Introducing the meaning (or otherwise) of the term picking winners

I have always struggled with the use and abuse of the term "picking winners" in economic and industry policy. It is one of a suite of terms used in policy discussion that carry connotations. They are in fact shorthand, code if you like, for a set of linked arguments and opinions.

To illustrate this, consider the most common us of the term, "Government's mustn't pick winners". Or, alternatively, "Governments should pick winners".

Now at the most general level, the use of the term in either way is pretty meaningless. All Government activities create a pattern of winners and losers. If we drill down further, we find that the term is generally used for the provision of direct support by Government for certain firms, sectors or activities expected to yield longer term economic gains. Again, the term is too broad. When Governments invest in infrastructure they obviously do so in the expectation of  longer term gains. Further, in choosing how much to spend, where to spend and how to finance that spend, they advantage some and disadvantage others. I don't think that most would deny that Governments should invest in infrastructure, so we have another definitional problem.

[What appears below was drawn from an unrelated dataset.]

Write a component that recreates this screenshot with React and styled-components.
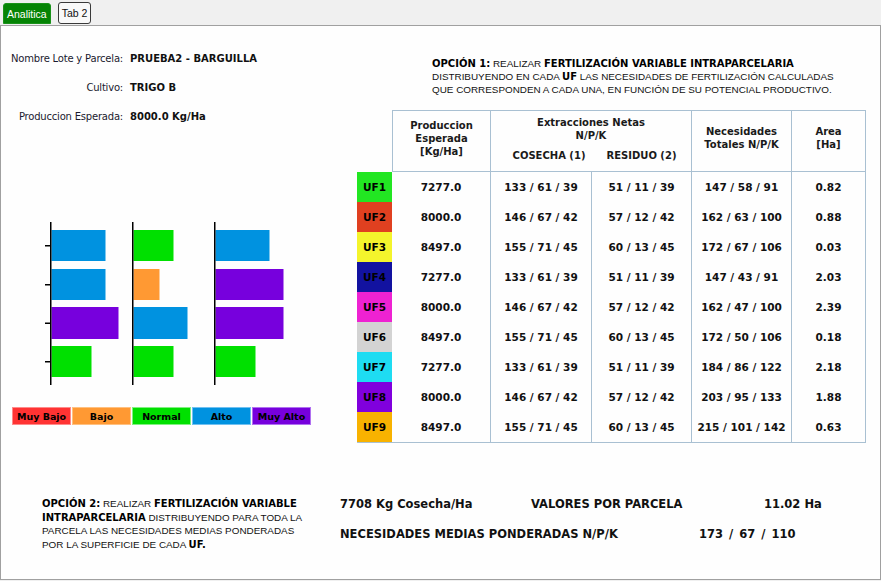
import React from "react";
import styled, { createGlobalStyle } from "styled-components";

const GlobalStyle = createGlobalStyle`
  html, body {
    margin: 0;
    padding: 0;
    background: #f0f0f0;
    font-family: "DejaVu Sans", Tahoma, sans-serif;
    color: #111;
  }
`;

const LEVEL = {
  muyBajo: { label: "Muy Bajo", color: "#ff3333", edge: "#ff8a8a" },
  bajo: { label: "Bajo", color: "#ff9933", edge: "#ffc080" },
  normal: { label: "Normal", color: "#00e000", edge: "#80f080" },
  alto: { label: "Alto", color: "#0092e0", edge: "#70c0f0" },
  muyAlto: { label: "Muy Alto", color: "#7700dd", edge: "#b070f0" },
};

// bar widths in px, one list per axis
const chart = [
  { x: 49, bars: [["alto", 54], ["alto", 54], ["muyAlto", 67], ["normal", 40]] },
  { x: 131, bars: [["normal", 40], ["bajo", 26], ["alto", 54], ["normal", 40]] },
  { x: 213, bars: [["alto", 54], ["muyAlto", 68], ["muyAlto", 68], ["normal", 40]] },
];
const barRows = [
  { y: 15, h: 31 },
  { y: 54, h: 31 },
  { y: 92, h: 32 },
  { y: 131, h: 31 },
];

const rows = [
  { uf: "UF1", color: "#22e622", prod: "7277.0", cos: "133 / 61 / 39", res: "51 / 11 / 39", nec: "147 / 58 / 91", area: "0.82" },
  { uf: "UF2", color: "#e04020", prod: "8000.0", cos: "146 / 67 / 42", res: "57 / 12 / 42", nec: "162 / 63 / 100", area: "0.88" },
  { uf: "UF3", color: "#f4f42c", prod: "8497.0", cos: "155 / 71 / 45", res: "60 / 13 / 45", nec: "172 / 67 / 106", area: "0.03" },
  { uf: "UF4", color: "#1212a0", prod: "7277.0", cos: "133 / 61 / 39", res: "51 / 11 / 39", nec: "147 / 43 / 91", area: "2.03" },
  { uf: "UF5", color: "#ee22d2", prod: "8000.0", cos: "146 / 67 / 42", res: "57 / 12 / 42", nec: "162 / 47 / 100", area: "2.39" },
  { uf: "UF6", color: "#d3d3d3", prod: "8497.0", cos: "155 / 71 / 45", res: "60 / 13 / 45", nec: "172 / 50 / 106", area: "0.18" },
  { uf: "UF7", color: "#1edcf2", prod: "7277.0", cos: "133 / 61 / 39", res: "51 / 11 / 39", nec: "184 / 86 / 122", area: "2.18" },
  { uf: "UF8", color: "#8000dd", prod: "8000.0", cos: "146 / 67 / 42", res: "57 / 12 / 42", nec: "203 / 95 / 133", area: "1.88" },
  { uf: "UF9", color: "#f8b200", prod: "8497.0", cos: "155 / 71 / 45", res: "60 / 13 / 45", nec: "215 / 101 / 142", area: "0.63" },
];

const LINE = "#a9c0d2";

const TabStrip = styled.div`
  display: flex;
  gap: 7px;
  height: 25px;
  padding: 3px 0 0 3px;
  box-sizing: border-box;
`;

const Tab = styled.div`
  height: 21px;
  padding: 0 3px;
  display: flex;
  align-items: center;
  box-sizing: border-box;
  border-radius: 3px 3px 0 0;
  font-family: "Liberation Sans", Arial, sans-serif;
  font-size: 10.5px;
  color: ${(p) => (p.active ? "#fff" : "#111")};
  background: ${(p) => (p.active ? "#058405" : "#f9f9f9")};
  border: 1px solid ${(p) => (p.active ? "#1a921a" : "#3a3a3a")};
  ${(p) => !p.active && "border-radius: 3px; height: 22px; margin-top: -1px;"}
`;

const Panel = styled.div`
  width: 881px;
  height: 555px;
  box-sizing: border-box;
  border: 1px solid #a0a0a0;
  background: #fefefe;
  display: flex;
  flex-direction: column;
`;

const Top = styled.div`
  display: flex;
`;

const LeftCol = styled.div`
  width: 356px;
  display: flex;
  flex-direction: column;
`;

const Info = styled.div`
  margin-top: 18px;
  display: grid;
  grid-template-columns: 122px auto;
  column-gap: 7px;
  grid-auto-rows: 29px;
  align-items: center;
  font-size: 10px;
`;

const Label = styled.div`
  text-align: right;
  letter-spacing: -0.2px;
  color: #1a1a2e;
`;

const Value = styled.div`
  font-weight: bold;
  color: #111;
`;

const Chart = styled.svg`
  display: block;
  margin-top: 84px;
`;

const Legend = styled.div`
  display: flex;
  gap: 1px;
  margin: 20px 0 0 11px;
`;

const LegendBox = styled.div`
  width: 59px;
  height: 18px;
  box-sizing: border-box;
  display: flex;
  align-items: center;
  justify-content: center;
  font-size: 9.5px;
  font-weight: bold;
  color: #000;
  background: ${(p) => p.color};
  border: 1px solid ${(p) => p.edge};
`;

const RightCol = styled.div`
  flex: 1;
  display: flex;
  flex-direction: column;
`;

const Note = styled.p`
  margin: 0;
  font-family: "Liberation Sans", Arial, sans-serif;
  font-size: 9.9px;
  line-height: 13.5px;
  color: #111;
  white-space: nowrap;
  b {
    font-family: "DejaVu Sans", Tahoma, sans-serif;
    font-size: 10px;
    color: #000;
  }
`;

const Option1 = styled(Note)`
  margin: 31px 0 0 75px;
  line-height: 13px;
`;

const Table = styled.table`
  margin-top: 14px;
  border-collapse: separate;
  border-spacing: 0;
  table-layout: fixed;
  width: 509px;
  font-weight: bold;
  color: #111;
`;

const Th = styled.th`
  padding: 0 0 ${(p) => (p.low ? 6 : 0)}px ${(p) => p.shift || 0}px;
  font-size: 10px;
  line-height: 13px;
  font-weight: bold;
  color: #1a1a1a;
  text-align: center;
  vertical-align: middle;
  border-top: ${(p) => (p.top ? `1px solid ${LINE}` : "none")};
  border-left: ${(p) => (p.first ? `1px solid ${LINE}` : "none")};
  border-right: ${(p) => (p.edge ? `1px solid ${LINE}` : "none")};
  border-bottom: ${(p) => (p.bottom ? `1px solid ${LINE}` : "none")};
`;

const Td = styled.td`
  height: 30px;
  padding: 0;
  font-size: 10.5px;
  text-align: center;
  vertical-align: middle;
  border-right: 1px solid ${LINE};
  border-bottom: ${(p) => (p.last ? `1px solid ${LINE}` : "none")};
`;

const UfCell = styled.td`
  height: 30px;
  padding: 0;
  font-size: 10.5px;
  text-align: center;
  background: ${(p) => p.color};
  color: #000;
  border-bottom: ${(p) => (p.last ? `1px solid ${LINE}` : "none")};
`;

const Bottom = styled.div`
  display: flex;
  margin-top: 54px;
  padding-left: 41px;
`;

const Option2 = styled(Note)`
  width: 298px;
`;

const Summary = styled.div`
  display: flex;
  flex-direction: column;
  gap: 16px;
  font-size: 11.5px;
  font-weight: bold;
  line-height: 14px;
  color: #111;
`;

const SumRow = styled.div`
  display: flex;
`;

const SumItem = styled.div`
  width: ${(p) => (p.w ? `${p.w}px` : "auto")};
  white-space: nowrap;
  word-spacing: ${(p) => (p.wide ? "2px" : "normal")};
`;

export default function App() {
  return (
    <>
      <GlobalStyle />
      <TabStrip>
        <Tab active>Analitica</Tab>
        <Tab>Tab 2</Tab>
      </TabStrip>
      <Panel>
        <Top>
          <LeftCol>
            <Info>
              <Label>Nombre Lote y Parcela:</Label>
              <Value>PRUEBA2 - BARGUILLA</Value>
              <Label>Cultivo:</Label>
              <Value>TRIGO B</Value>
              <Label>Produccion Esperada:</Label>
              <Value>8000.0 Kg/Ha</Value>
            </Info>
            <Chart width="330" height="172" viewBox="0 0 330 172">
              {chart.map((col, ci) => (
                <g key={ci}>
                  {col.bars.map(([lvl, w], i) => (
                    <rect
                      key={i}
                      x={col.x + 1.5}
                      y={barRows[i].y}
                      width={w}
                      height={barRows[i].h}
                      fill={LEVEL[lvl].color}
                    />
                  ))}
                  <rect x={col.x} y="7" width="1.5" height="163" fill="#000" />
                </g>
              ))}
              {barRows.map((r, i) => (
                <rect key={i} x="44" y={r.y + r.h / 2 - 0.5} width="5" height="1.5" fill="#000" />
              ))}
            </Chart>
            <Legend>
              {Object.values(LEVEL).map((l) => (
                <LegendBox key={l.label} color={l.color} edge={l.edge}>
                  {l.label}
                </LegendBox>
              ))}
            </Legend>
          </LeftCol>
          <RightCol>
            <Option1>
              <b>OPCIÓN 1:</b> REALIZAR <b>FERTILIZACIÓN VARIABLE INTRAPARCELARIA</b>
              <br />
              DISTRIBUYENDO EN CADA <b>UF</b> LAS NECESIDADES DE FERTILIZACIÓN CALCULADAS
              <br />
              QUE CORRESPONDEN A CADA UNA, EN FUNCIÓN DE SU POTENCIAL PRODUCTIVO.
            </Option1>
            <Table>
              <colgroup>
                <col style={{ width: 35 }} />
                <col style={{ width: 99 }} />
                <col style={{ width: 101 }} />
                <col style={{ width: 100 }} />
                <col style={{ width: 100 }} />
                <col style={{ width: 74 }} />
              </colgroup>
              <thead>
                <tr style={{ height: 36 }}>
                  <Th rowSpan={2} />
                  <Th rowSpan={2} top first edge bottom low>
                    Produccion
                    <br />
                    Esperada
                    <br />
                    [Kg/Ha]
                  </Th>
                  <Th colSpan={2} top edge>
                    Extracciones Netas
                    <br />
                    N/P/K
                  </Th>
                  <Th rowSpan={2} top edge bottom low>
                    Necesidades
                    <br />
                    Totales N/P/K
                  </Th>
                  <Th rowSpan={2} top edge bottom low>
                    Area
                    <br />
                    [Ha]
                  </Th>
                </tr>
                <tr style={{ height: 26 }}>
                  <Th bottom low shift={15}>COSECHA (1)</Th>
                  <Th edge bottom low>RESIDUO (2)</Th>
                </tr>
              </thead>
              <tbody>
                {rows.map((r, i) => {
                  const last = i === rows.length - 1;
                  return (
                    <tr key={r.uf}>
                      <UfCell color={r.color} last={last}>{r.uf}</UfCell>
                      <Td last={last}>{r.prod}</Td>
                      <Td last={last}>{r.cos}</Td>
                      <Td last={last}>{r.res}</Td>
                      <Td last={last}>{r.nec}</Td>
                      <Td last={last}>{r.area}</Td>
                    </tr>
                  );
                })}
              </tbody>
            </Table>
          </RightCol>
        </Top>
        <Bottom>
          <Option2>
            <b>OPCIÓN 2:</b> REALIZAR <b>FERTILIZACIÓN VARIABLE</b>
            <br />
            <b>INTRAPARCELARIA</b> DISTRIBUYENDO PARA TODA LA
            <br />
            PARCELA LAS NECESIDADES MEDIAS PONDERADAS
            <br />
            POR LA SUPERFICIE DE CADA <b>UF.</b>
          </Option2>
          <Summary>
            <SumRow>
              <SumItem w={191}>7708 Kg Cosecha/Ha</SumItem>
              <SumItem w={233}>VALORES POR PARCELA</SumItem>
              <SumItem>11.02 Ha</SumItem>
            </SumRow>
            <SumRow>
              <SumItem w={359}>NECESIDADES MEDIAS PONDERADAS N/P/K</SumItem>
              <SumItem wide>173 / 67 / 110</SumItem>
            </SumRow>
          </Summary>
        </Bottom>
      </Panel>
    </>
  );
}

If we drill down further still, we find that the term is most commonly used in Australia to describe Government support for activities where the combination of the private sector with market forces might otherwise be expected to yield the best results. Those who use the term pejoratively argue  that Governments are bad at second guessing markets. Those who use the term in a positive way argue that market failure or market short termism leads to bad results so far as the country is concerned. In both cases, you can be reasonably certain of what those arguing are likely to argue in other economic or policy contexts.

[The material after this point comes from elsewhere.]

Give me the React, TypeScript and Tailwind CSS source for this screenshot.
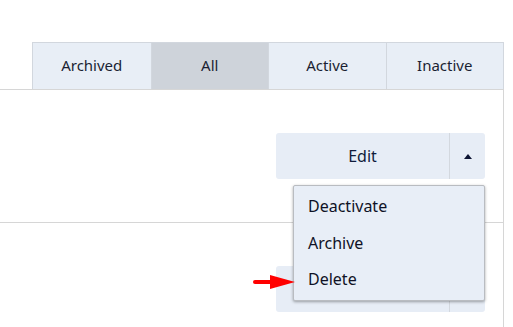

Now before going on, to further illustrate the confusion the term creates, have a look at this short US example.

But why am I rattling on in this way? Well, it's partly because of my experience in trying to get new Government initiatives through that became partly mired in a pick winners debate. It also reflects my own review of my past thinking in the context of Australia's economic future, including assumptions about the role of services built into current discussions on Australia in the Asian Century. Finally Evan, one of my regular commenters, specifically asked my views about picking winners in the context  of my discussion on the international future of the Australian services sector. 

In my next post, I will try to explain my cynicism about the language and concepts surround the picking winners discussion and also outline the conceptual basis I use myself in discussion. 

Note to readers:

This post is part of an irregular series that began with Economic threads & the need for a new view. I am listing all the posts there.


Winton Bates said...

Jim, it seems to me that there is no problem in anyone trying to pick a winner, as long as they use their own money.
Good luck next Tuesday!

Jim Belshaw said...

Winton, I thought this post might draw you in! Will be interested to see your later reactions.

Thank you for wishing me luck!

Evan said...

Thanks Jim, looking forward to the next post.

Rod said...

You never know if you've picked a winner until they win (or lose)... we'll that is my simplistic bit of wisdom!